OMAHA, Neb. (KMTV) — A brand-new $220 million casino planned in south-central Omaha was given a tax break by the Omaha City Council on Tuesday.
The proposed major renovation is planned at 63th and Q, turning Horsemen’s Park into the WarHorse casino.
Typically, Tax Increment Financing projects, known as TIF, get little to no opposition at the Omaha City Council.
That was not the case Tuesday, with opponents giving a variety of reasons that the proposed $220 million dollar casino should not get the $17.5 million in TIF financing.
“Where’s the property tax relief? Now that they got it passed, not they got their hand out saying we want 17.5 million to help us build,” said Pat Loonjer, with Gambling with the Good Life. Pat Loontjer has been fighting casino gambling in Nebraska for decades. Helping to stop efforts for years, before voters in Nebraska overwhelmingly approved of it in 2020.
Tuesday, she battled developers of the $220 million WarHorse casino.
They sought out more than $17 million in TIF funds to help spur the project, which includes improving parts of Q street, near Horsemen's Park.
Loontjer was joined by former Omaha Mayor Hal Daub, who questioned if the project qualifies for TIF funds.
“For if a casino is somehow economically a 220-plus million dollar economic development, is infeasible unless they tax paid subsidies,” said Daub.
Here's a general idea of how TIF works for the WarHorse casino.
It would lock the casino in for 15 years at the current value of the Horsemen's Park land, which is around $649,000 dollars.
It currently pays around $13,000 a year in taxes on the property. Those payments would be roughly the same for the 15-year period.
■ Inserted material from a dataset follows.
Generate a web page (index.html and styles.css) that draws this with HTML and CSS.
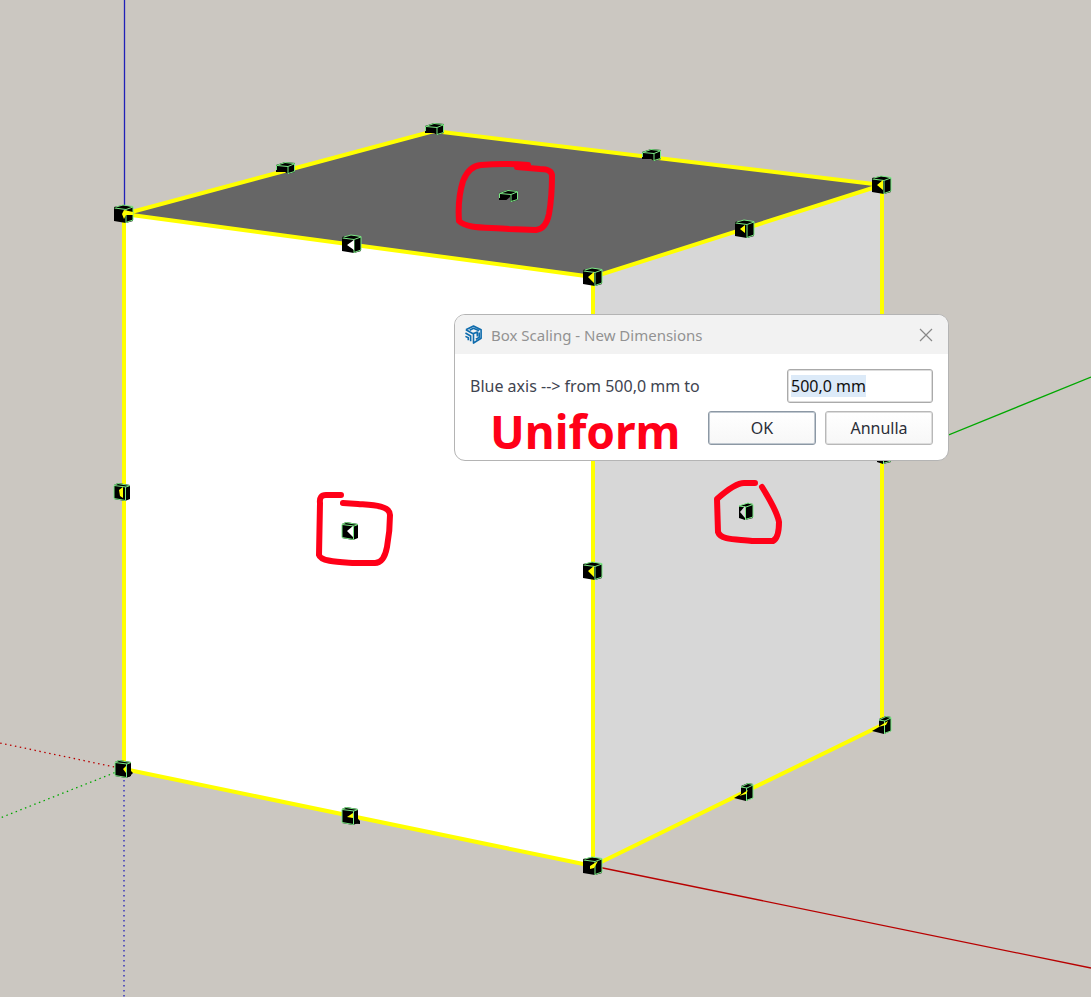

The company also takes out a loan for the $17.5 million in TIF funds for project expenses and pays that back, so instead of spending money on property taxes, it can use the funds to pay for part of the project. In this case that includes road upgrades to Q street.
After 15 years, the organization will begin paying the full property tax amount on its land, valued at $85 million and it would pay somewhere around $1.9 million dollars in property taxes.
That is 130 times more than the company is currently paying.
One Councilmember who was vocally supportive was Vinny Palermo, whose district would include the casino.
“We would welcome it proudly with the jobs that it would create,” said Palermo.
While TIF funds are used often, and usually granted with little pushback, this was different. Since Nebraska just recently legalized gambling, a casino has never been TIF financed.
The council debated and asked questions of city staff and developers for more than an hour on multiple questions, including whether the casino was holding back crucial documents.
Gambling with the Good Life sent in a public information request for the entire WarHorse casino application. The city sent back some parts of the application but redacted other portions that include proprietary information, which could be used by competitors.
The Nebraska Attorney General’s office issued an opinion saying they agreed with city lawyers.
City Planner Don Seten reassured the council that they would have likely redacted this information from any applicant for TIF, if it was requested by the public.
Opponents also questioned whether the casino qualifies for TIF.
They say the company backing it, Ho-Chunk Inc. — which is owned by the Winnebago Tribe of Nebraska — spent millions in pushing for gambling legalization and likely would build a casino in the Omaha area regardless.
City attorneys seemed to convince most of the city council that the project qualifies, saying the size and scope of the project, along with the improvements to Q Street wouldn’t happen unless TIF financing was given.
Palermo is happy that the street improvement will be made privately and not with tax money.
“All of us in this room, everybody listening, would have to pay for these improvements to happen,” said Palermo.
The casino developers are hoping that the new construction and renovation will be finished in the fall of next year.
Developers say the city will see $7.5 million a year after the casino is built, thanks to taxes set forth when the voters passed the three ballot measures. That does not include sales and restaurants taxes, which they expect to be several more hundred thousand dollars.
The lone 'no' vote was Councilmember Don Rowe, who said while he was overall in favor of the casino happening, didn’t think the city needed to use TIF funds to make it happen.
The planned casino includes a sports bar, a variety of other bars, coffee shops and an enhanced horse racing area.